● Short problem
Quote each line of the material verbatim, without the pictures.

Rows from a dataset of pages and code:
* START *
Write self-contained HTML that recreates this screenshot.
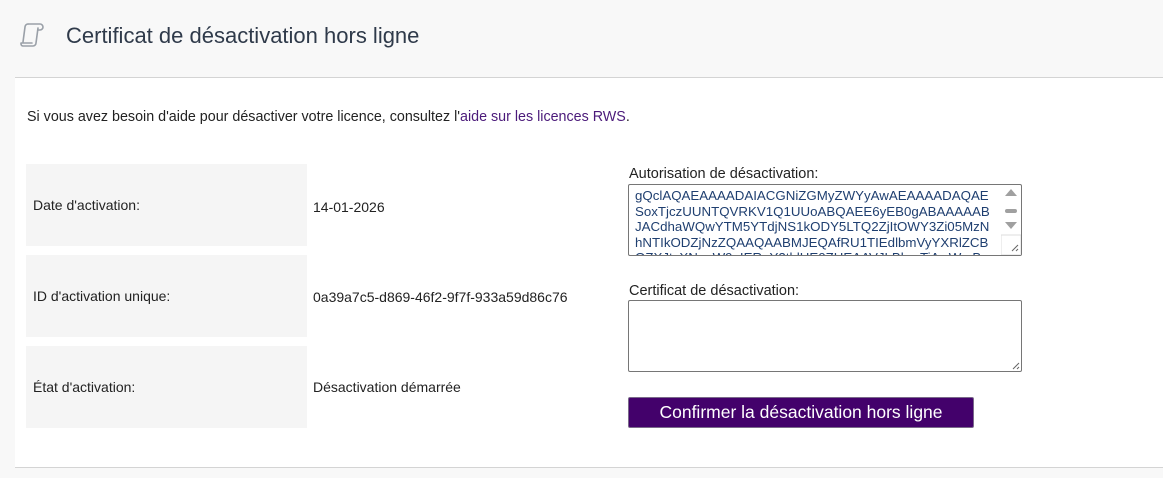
<!DOCTYPE html>
<html><head><meta charset="utf-8"><style>
body{margin:0;width:1163px;height:478px;background:#f8f8f8;font-family:"Liberation Sans",sans-serif;overflow:hidden;position:relative}
.abs{position:absolute}
.title{left:66px;top:23px;font-size:22px;color:#2f3a4a}
.panel{left:15px;top:77px;width:1148px;height:389px;background:#fff;border-top:1px solid #d4d4d4;border-bottom:1px solid #d4d4d4}
.intro{left:27px;top:109px;font-size:14.3px;color:#222}
.intro a{color:#4b1a7a;text-decoration:none}
.cell{left:26px;width:281px;height:82px;background:#f5f5f5;font-size:14px;color:#222;line-height:82px;padding-left:7px;box-sizing:border-box}
.val{left:313px;font-size:14px;color:#222}
.lbl{left:629px;font-size:14.5px;color:#222}
.ta{left:628px;width:394px;height:72px;border:1px solid #767676;border-radius:2px;box-sizing:border-box;background:#fff;overflow:hidden}
.code{position:absolute;left:6px;top:3px;font-family:Arial,"Liberation Sans",sans-serif;font-size:13.3px;line-height:15.5px;color:#1f3f70;white-space:pre}
.btn{left:628px;top:397px;width:346px;height:31px;background:#43016b;border:1px solid #7a6a8a;border-radius:2px;box-sizing:border-box;color:#fff;font-family:Arial,"Liberation Sans",sans-serif;font-size:17.5px;text-align:center;line-height:29px}
</style></head><body>
<svg class="abs" style="left:19px;top:22px" width="26" height="28" viewBox="0 0 26 28" fill="none" stroke="#9aa0a8" stroke-width="1.6" stroke-linecap="round" stroke-linejoin="round"><path d="M9 2h12a3 3 0 0 1 0 6h-2"/><path d="M9 2a3 3 0 0 0-3 3l-2 15"/><path d="M19 6l-2 15a3 3 0 0 1-3 3H4a2 2 0 0 1-2-2v-1h11"/></svg>
<div class="abs title">Certificat de désactivation hors ligne</div>
<div class="abs panel"></div>
<div class="abs intro">Si vous avez besoin d'aide pour désactiver votre licence, consultez l'<a>aide sur les licences RWS</a>.</div>
<div class="abs cell" style="top:164px">Date d'activation:</div>
<div class="abs cell" style="top:255px">ID d'activation unique:</div>
<div class="abs cell" style="top:346px">État d'activation:</div>
<div class="abs val" style="top:199px">14-01-2026</div>
<div class="abs val" style="top:289px">0a39a7c5-d869-46f2-9f7f-933a59d86c76</div>
<div class="abs val" style="top:379px">Désactivation démarrée</div>
<div class="abs lbl" style="top:166px">Autorisation de désactivation:</div>
<div class="abs ta" style="top:184px"><div class="code">gQclAQAEAAAADAIACGNiZGMyZWYyAwAEAAAADAQAE
SoxTjczUUNTQVRKV1Q1UUoABQAEE6yEB0gABAAAAAB
JACdhaWQwYTM5YTdjNS1kODY5LTQ2ZjItOWY3Zi05MzN
hNTIkODZjNzZQAAQAABMJEQAfRU1TIEdlbmVyYXRlZCB
OZXJtcXNnaW9uIERpY2tldHE0ZHEAAVJLBlcwTiAwWmB</div>
<svg style="position:absolute;right:0;top:0" width="20" height="70"><polygon points="4,11 10,4 16,11" fill="#a0a0a0"/><rect x="4" y="24" width="12" height="4" rx="2" fill="#a0a0a0"/><polygon points="4,37 10,44 16,37" fill="#a0a0a0"/><rect x="0" y="50" width="20" height="20" fill="#fff" stroke="#ddd"/><path d="M17 60l-6 6M17 64l-2 2" stroke="#666"/></svg></div>
<div class="abs lbl" style="top:283px">Certificat de désactivation:</div>
<div class="abs ta" style="top:300px"><svg style="position:absolute;right:1px;bottom:1px" width="10" height="10"><path d="M9 3l-6 6M9 7l-2 2" stroke="#666"/></svg></div>
<div class="abs btn">Confirmer la désactivation hors ligne</div>
</body></html>
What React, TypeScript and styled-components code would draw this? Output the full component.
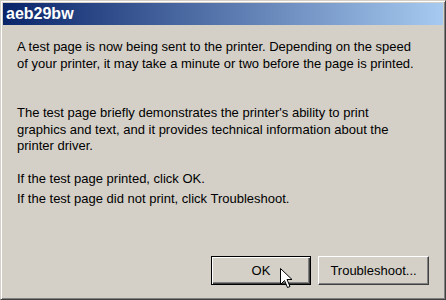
* END *
● Task answer
Write self-contained HTML that recreates this screenshot.
<!DOCTYPE html>
<html><head><meta charset="utf-8"><style>
body{margin:0;width:1163px;height:478px;background:#f8f8f8;font-family:"Liberation Sans",sans-serif;overflow:hidden;position:relative}
.abs{position:absolute}
.title{left:66px;top:23px;font-size:22px;color:#2f3a4a}
.panel{left:15px;top:77px;width:1148px;height:389px;background:#fff;border-top:1px solid #d4d4d4;border-bottom:1px solid #d4d4d4}
.intro{left:27px;top:109px;font-size:14.3px;color:#222}
.intro a{color:#4b1a7a;text-decoration:none}
.cell{left:26px;width:281px;height:82px;background:#f5f5f5;font-size:14px;color:#222;line-height:82px;padding-left:7px;box-sizing:border-box}
.val{left:313px;font-size:14px;color:#222}
.lbl{left:629px;font-size:14.5px;color:#222}
.ta{left:628px;width:394px;height:72px;border:1px solid #767676;border-radius:2px;box-sizing:border-box;background:#fff;overflow:hidden}
.code{position:absolute;left:6px;top:3px;font-family:Arial,"Liberation Sans",sans-serif;font-size:13.3px;line-height:15.5px;color:#1f3f70;white-space:pre}
.btn{left:628px;top:397px;width:346px;height:31px;background:#43016b;border:1px solid #7a6a8a;border-radius:2px;box-sizing:border-box;color:#fff;font-family:Arial,"Liberation Sans",sans-serif;font-size:17.5px;text-align:center;line-height:29px}
</style></head><body>
<svg class="abs" style="left:19px;top:22px" width="26" height="28" viewBox="0 0 26 28" fill="none" stroke="#9aa0a8" stroke-width="1.6" stroke-linecap="round" stroke-linejoin="round"><path d="M9 2h12a3 3 0 0 1 0 6h-2"/><path d="M9 2a3 3 0 0 0-3 3l-2 15"/><path d="M19 6l-2 15a3 3 0 0 1-3 3H4a2 2 0 0 1-2-2v-1h11"/></svg>
<div class="abs title">Certificat de désactivation hors ligne</div>
<div class="abs panel"></div>
<div class="abs intro">Si vous avez besoin d'aide pour désactiver votre licence, consultez l'<a>aide sur les licences RWS</a>.</div>
<div class="abs cell" style="top:164px">Date d'activation:</div>
<div class="abs cell" style="top:255px">ID d'activation unique:</div>
<div class="abs cell" style="top:346px">État d'activation:</div>
<div class="abs val" style="top:199px">14-01-2026</div>
<div class="abs val" style="top:289px">0a39a7c5-d869-46f2-9f7f-933a59d86c76</div>
<div class="abs val" style="top:379px">Désactivation démarrée</div>
<div class="abs lbl" style="top:166px">Autorisation de désactivation:</div>
<div class="abs ta" style="top:184px"><div class="code">gQclAQAEAAAADAIACGNiZGMyZWYyAwAEAAAADAQAE
SoxTjczUUNTQVRKV1Q1UUoABQAEE6yEB0gABAAAAAB
JACdhaWQwYTM5YTdjNS1kODY5LTQ2ZjItOWY3Zi05MzN
hNTIkODZjNzZQAAQAABMJEQAfRU1TIEdlbmVyYXRlZCB
OZXJtcXNnaW9uIERpY2tldHE0ZHEAAVJLBlcwTiAwWmB</div>
<svg style="position:absolute;right:0;top:0" width="20" height="70"><polygon points="4,11 10,4 16,11" fill="#a0a0a0"/><rect x="4" y="24" width="12" height="4" rx="2" fill="#a0a0a0"/><polygon points="4,37 10,44 16,37" fill="#a0a0a0"/><rect x="0" y="50" width="20" height="20" fill="#fff" stroke="#ddd"/><path d="M17 60l-6 6M17 64l-2 2" stroke="#666"/></svg></div>
<div class="abs lbl" style="top:283px">Certificat de désactivation:</div>
<div class="abs ta" style="top:300px"><svg style="position:absolute;right:1px;bottom:1px" width="10" height="10"><path d="M9 3l-6 6M9 7l-2 2" stroke="#666"/></svg></div>
<div class="abs btn">Confirmer la désactivation hors ligne</div>
</body></html>
What React, TypeScript and styled-components code would draw this? Output the full component.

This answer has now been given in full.